Pictures in the entries below are excluded; copy only the lines from the one containing "Rebuild this screenshot" to the one containing "import React from", both included.

--- Start Raw records ---

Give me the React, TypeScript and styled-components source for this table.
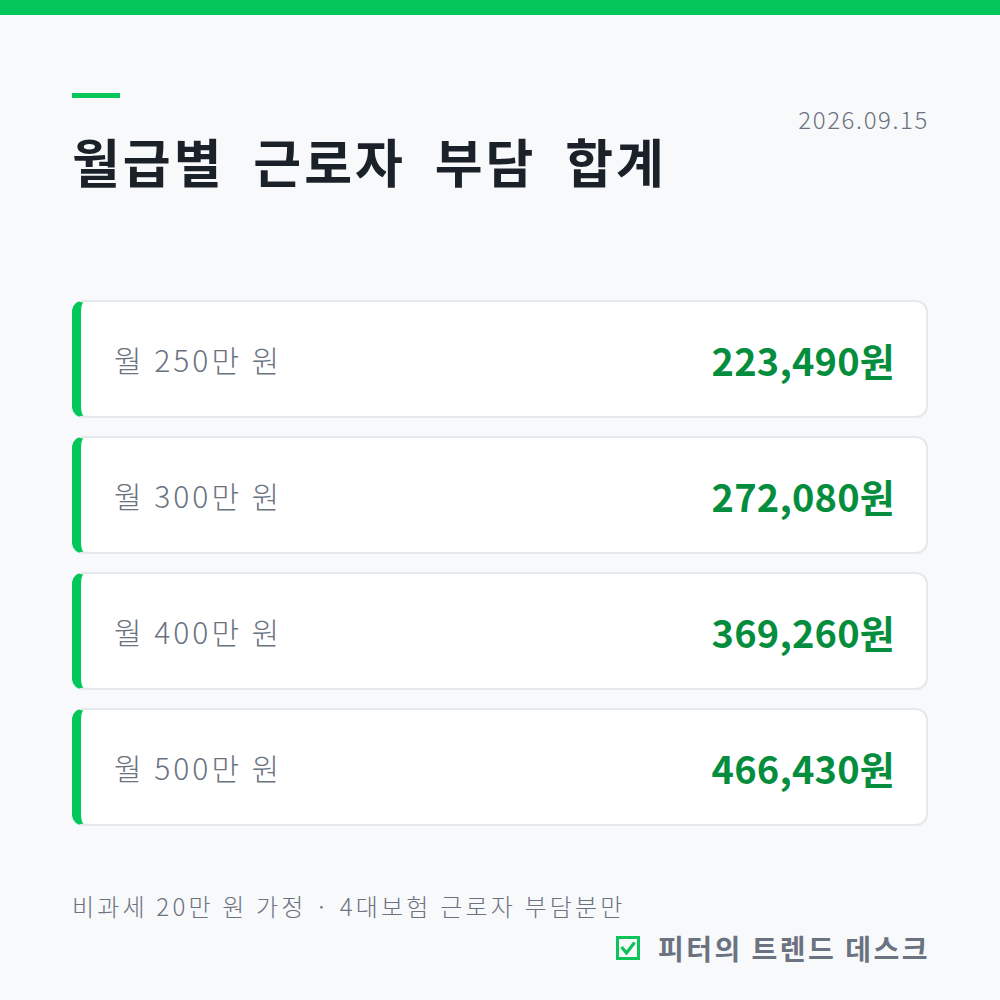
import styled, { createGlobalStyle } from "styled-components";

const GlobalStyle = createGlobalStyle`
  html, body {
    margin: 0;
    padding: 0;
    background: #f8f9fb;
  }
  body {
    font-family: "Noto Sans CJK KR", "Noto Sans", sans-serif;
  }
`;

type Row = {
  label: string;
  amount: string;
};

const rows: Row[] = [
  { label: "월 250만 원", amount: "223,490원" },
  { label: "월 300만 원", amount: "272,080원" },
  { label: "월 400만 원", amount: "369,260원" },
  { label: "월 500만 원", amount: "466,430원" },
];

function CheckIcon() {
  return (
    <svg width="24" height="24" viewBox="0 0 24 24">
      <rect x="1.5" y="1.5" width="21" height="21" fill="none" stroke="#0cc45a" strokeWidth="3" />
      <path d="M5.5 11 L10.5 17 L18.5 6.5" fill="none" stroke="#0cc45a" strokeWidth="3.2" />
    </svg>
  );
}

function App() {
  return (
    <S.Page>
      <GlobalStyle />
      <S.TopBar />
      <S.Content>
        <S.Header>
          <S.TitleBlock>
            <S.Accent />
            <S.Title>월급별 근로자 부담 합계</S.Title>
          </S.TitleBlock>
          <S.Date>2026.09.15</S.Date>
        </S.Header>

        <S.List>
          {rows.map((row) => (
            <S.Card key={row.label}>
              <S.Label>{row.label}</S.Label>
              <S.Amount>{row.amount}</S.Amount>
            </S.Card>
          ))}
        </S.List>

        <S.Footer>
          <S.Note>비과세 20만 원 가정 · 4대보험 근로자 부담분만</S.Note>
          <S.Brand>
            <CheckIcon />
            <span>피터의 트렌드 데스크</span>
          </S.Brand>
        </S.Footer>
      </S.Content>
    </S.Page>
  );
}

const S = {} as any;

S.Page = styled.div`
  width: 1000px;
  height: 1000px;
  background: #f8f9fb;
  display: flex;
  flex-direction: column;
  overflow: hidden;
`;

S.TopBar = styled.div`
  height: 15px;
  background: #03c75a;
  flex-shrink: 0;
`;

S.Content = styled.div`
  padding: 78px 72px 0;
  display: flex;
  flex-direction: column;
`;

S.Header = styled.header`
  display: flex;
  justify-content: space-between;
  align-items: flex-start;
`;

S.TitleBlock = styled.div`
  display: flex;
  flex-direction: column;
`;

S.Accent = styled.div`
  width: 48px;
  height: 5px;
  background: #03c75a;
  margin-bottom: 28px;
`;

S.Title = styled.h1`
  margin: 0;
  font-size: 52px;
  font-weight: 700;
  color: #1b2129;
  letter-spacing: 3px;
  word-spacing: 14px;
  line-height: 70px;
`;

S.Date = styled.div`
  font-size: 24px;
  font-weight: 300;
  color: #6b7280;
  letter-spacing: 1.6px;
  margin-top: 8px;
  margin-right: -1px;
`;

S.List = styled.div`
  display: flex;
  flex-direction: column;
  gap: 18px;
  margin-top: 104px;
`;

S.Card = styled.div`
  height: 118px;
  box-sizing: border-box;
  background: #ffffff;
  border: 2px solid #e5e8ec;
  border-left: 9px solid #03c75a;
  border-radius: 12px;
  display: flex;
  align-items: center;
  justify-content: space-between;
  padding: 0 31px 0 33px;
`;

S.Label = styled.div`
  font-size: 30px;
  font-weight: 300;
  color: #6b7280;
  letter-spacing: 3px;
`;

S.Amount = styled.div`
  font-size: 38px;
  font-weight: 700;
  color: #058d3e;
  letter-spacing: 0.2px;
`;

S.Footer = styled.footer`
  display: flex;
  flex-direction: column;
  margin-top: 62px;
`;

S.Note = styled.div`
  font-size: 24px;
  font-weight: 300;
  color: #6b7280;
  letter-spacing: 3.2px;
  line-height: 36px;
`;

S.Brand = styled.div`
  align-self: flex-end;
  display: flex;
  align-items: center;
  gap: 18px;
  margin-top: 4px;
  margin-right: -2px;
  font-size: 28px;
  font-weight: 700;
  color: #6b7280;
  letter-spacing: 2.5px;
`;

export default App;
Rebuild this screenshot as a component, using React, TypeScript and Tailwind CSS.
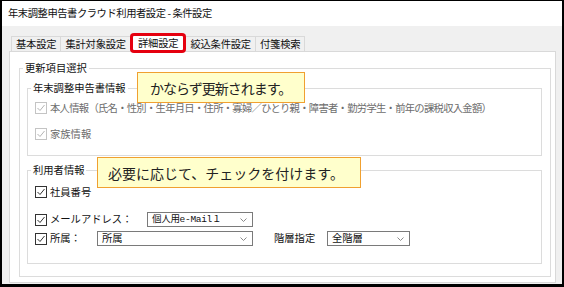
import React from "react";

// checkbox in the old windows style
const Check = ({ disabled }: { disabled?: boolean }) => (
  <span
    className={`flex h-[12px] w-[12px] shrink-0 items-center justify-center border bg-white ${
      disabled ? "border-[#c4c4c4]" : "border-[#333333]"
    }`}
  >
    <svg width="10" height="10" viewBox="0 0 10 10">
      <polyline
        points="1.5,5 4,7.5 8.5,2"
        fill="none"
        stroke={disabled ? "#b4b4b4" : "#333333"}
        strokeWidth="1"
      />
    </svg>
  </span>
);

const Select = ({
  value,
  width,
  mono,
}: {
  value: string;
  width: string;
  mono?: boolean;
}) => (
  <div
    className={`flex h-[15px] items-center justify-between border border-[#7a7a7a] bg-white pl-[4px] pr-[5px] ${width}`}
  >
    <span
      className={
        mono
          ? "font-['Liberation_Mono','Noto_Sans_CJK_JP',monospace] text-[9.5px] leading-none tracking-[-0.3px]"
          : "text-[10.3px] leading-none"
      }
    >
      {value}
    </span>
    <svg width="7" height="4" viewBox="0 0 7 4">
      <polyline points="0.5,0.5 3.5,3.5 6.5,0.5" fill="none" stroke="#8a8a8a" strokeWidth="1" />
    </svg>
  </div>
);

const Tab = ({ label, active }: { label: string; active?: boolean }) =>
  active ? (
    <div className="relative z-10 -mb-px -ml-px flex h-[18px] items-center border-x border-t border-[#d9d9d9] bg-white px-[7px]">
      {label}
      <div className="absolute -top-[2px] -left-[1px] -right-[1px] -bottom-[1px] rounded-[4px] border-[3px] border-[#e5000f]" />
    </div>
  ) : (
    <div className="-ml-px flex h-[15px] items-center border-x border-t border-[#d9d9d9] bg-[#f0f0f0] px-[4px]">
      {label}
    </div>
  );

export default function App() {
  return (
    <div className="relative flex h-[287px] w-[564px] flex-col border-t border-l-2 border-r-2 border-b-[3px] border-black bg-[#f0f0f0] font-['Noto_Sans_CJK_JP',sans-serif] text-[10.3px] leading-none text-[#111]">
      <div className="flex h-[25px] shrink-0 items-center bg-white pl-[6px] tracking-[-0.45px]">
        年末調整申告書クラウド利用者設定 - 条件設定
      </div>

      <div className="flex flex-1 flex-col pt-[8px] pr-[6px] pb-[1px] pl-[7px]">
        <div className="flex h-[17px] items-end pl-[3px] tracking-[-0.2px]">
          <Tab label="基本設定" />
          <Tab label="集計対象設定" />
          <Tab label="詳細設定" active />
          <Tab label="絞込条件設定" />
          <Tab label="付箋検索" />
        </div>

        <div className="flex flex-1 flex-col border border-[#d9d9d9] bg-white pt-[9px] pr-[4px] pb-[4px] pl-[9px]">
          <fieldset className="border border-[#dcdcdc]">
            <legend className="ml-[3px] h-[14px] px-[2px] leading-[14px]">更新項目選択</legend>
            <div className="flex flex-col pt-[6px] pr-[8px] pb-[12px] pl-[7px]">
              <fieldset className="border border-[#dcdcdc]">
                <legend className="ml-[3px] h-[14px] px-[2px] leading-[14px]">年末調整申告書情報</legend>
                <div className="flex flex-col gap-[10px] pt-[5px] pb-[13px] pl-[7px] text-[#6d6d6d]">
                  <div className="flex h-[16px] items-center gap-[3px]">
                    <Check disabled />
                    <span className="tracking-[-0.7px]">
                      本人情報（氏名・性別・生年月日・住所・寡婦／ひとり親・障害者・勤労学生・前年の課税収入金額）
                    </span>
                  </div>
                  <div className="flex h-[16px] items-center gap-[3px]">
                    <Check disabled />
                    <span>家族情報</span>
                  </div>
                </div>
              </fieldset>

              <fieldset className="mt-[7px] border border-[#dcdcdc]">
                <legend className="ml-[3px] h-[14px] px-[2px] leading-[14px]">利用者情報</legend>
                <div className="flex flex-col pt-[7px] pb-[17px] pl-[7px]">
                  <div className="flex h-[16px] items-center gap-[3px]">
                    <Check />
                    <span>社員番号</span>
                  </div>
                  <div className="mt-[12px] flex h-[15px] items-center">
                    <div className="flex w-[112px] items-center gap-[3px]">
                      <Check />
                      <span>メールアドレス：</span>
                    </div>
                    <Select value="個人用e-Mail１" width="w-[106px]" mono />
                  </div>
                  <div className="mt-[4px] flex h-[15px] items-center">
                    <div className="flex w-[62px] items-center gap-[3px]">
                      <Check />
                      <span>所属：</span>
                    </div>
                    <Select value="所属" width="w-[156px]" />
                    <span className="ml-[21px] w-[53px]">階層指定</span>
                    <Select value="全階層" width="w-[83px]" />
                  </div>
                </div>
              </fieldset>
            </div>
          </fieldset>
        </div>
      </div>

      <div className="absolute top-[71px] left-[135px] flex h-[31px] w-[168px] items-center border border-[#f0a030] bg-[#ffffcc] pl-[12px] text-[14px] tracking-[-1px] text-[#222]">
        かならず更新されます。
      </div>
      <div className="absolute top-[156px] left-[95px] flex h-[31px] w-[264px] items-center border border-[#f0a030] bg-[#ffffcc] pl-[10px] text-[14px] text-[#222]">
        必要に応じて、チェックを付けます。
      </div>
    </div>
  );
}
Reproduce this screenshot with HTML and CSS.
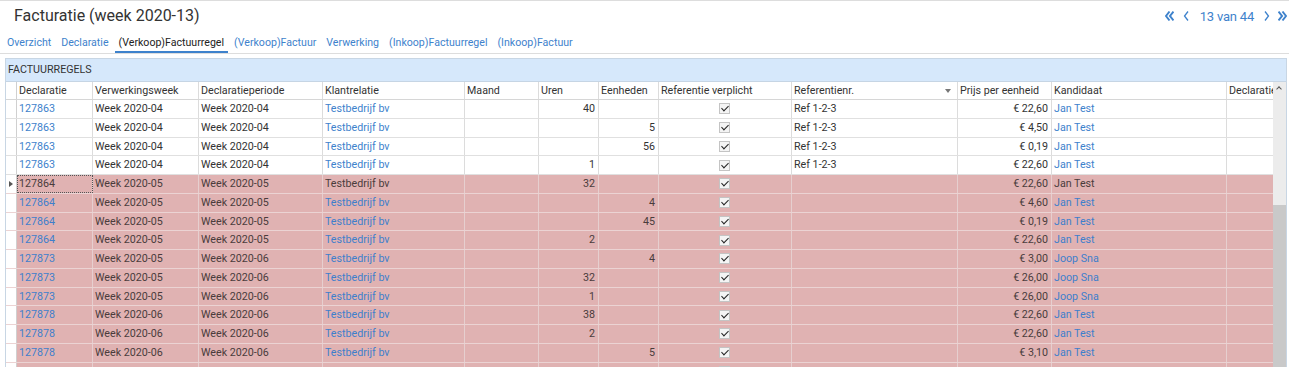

--- End Raw records ---

*Response to this task*.
Rebuild this screenshot as a component, using React, TypeScript and Tailwind CSS.
import React from "react";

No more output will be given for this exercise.